An Investigation on the Effects of Different Stratifications on Negatively Buoyant Jets
DICAAR – Dip. Ingegneria Civile, Ambientale e Architettura, University of Cagliari, via Marengo 2, 09123 Cagliari, Italy
* Corresponding author: email@example.com
Published online: 4 June 2018
Negatively buoyant jets develop when fluids are released upwards into a lighter fluid or, vice versa, downwards into a heavier fluid. There are many engineering applications, such as the discharge, via submerged outfalls, of brine from desalination plants into the sea. Some concerns are raised about the potential negative environmental impacts of this discharge. The increase in salinity is the major cause for environmental impact, as it is very harmful to many marine species. The diffusers for brine discharge are typically inclined upwards, to increase the path before the brine reaches the sea bottom, as it tends to fall downwards driven by negative buoyancy.

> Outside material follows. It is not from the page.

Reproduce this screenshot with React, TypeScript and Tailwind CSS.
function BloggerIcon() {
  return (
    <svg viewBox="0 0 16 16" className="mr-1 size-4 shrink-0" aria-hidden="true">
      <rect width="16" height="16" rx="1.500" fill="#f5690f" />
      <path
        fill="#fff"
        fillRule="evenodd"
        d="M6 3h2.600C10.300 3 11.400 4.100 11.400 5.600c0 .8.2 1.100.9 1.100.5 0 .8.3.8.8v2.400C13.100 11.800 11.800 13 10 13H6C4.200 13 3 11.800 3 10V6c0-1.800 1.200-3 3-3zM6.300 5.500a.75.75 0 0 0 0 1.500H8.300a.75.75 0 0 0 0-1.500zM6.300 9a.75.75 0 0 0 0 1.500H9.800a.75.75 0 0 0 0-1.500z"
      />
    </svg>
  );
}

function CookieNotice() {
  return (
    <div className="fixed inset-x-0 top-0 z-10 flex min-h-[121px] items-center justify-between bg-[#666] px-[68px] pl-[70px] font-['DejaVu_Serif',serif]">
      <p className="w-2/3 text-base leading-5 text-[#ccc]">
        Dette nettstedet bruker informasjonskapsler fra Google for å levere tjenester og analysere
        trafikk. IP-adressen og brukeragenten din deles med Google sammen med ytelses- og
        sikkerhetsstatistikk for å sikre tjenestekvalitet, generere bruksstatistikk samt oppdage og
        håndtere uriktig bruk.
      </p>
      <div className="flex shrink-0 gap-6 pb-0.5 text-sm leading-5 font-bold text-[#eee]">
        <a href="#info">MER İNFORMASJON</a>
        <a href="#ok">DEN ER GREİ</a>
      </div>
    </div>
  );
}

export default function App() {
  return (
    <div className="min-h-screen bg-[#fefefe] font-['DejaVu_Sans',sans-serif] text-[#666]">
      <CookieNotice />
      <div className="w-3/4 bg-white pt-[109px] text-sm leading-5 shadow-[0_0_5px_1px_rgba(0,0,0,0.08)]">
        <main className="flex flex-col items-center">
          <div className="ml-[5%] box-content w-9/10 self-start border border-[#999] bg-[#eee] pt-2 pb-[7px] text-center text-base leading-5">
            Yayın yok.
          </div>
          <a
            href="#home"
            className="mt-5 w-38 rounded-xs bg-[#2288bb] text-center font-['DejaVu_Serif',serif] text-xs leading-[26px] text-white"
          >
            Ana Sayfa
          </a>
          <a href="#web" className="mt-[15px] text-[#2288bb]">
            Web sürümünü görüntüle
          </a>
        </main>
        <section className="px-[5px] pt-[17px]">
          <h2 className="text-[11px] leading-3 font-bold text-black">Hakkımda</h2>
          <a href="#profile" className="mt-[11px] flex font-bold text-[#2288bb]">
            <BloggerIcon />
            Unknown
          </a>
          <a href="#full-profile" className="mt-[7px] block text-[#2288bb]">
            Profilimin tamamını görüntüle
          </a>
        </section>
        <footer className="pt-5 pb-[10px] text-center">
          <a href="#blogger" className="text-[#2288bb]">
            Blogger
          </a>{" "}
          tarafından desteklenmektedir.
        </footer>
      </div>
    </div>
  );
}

The negatively buoyant jet that develops conserves axisymmetry only when released vertically, so that it is not possible to use the well-known equations for axisymmetric jets. The main target of this paper is to investigate on a laboratory model the effects of different stratifications on the features of negatively buoyant jets. This has been done via a LIF (Light Induced Fluorescence) technique, testing various release angles on the horizontal and densimetric Froude numbers. Except for the initial stage, a different widening rate for the upper boundary and the lower boundary has been highlighted.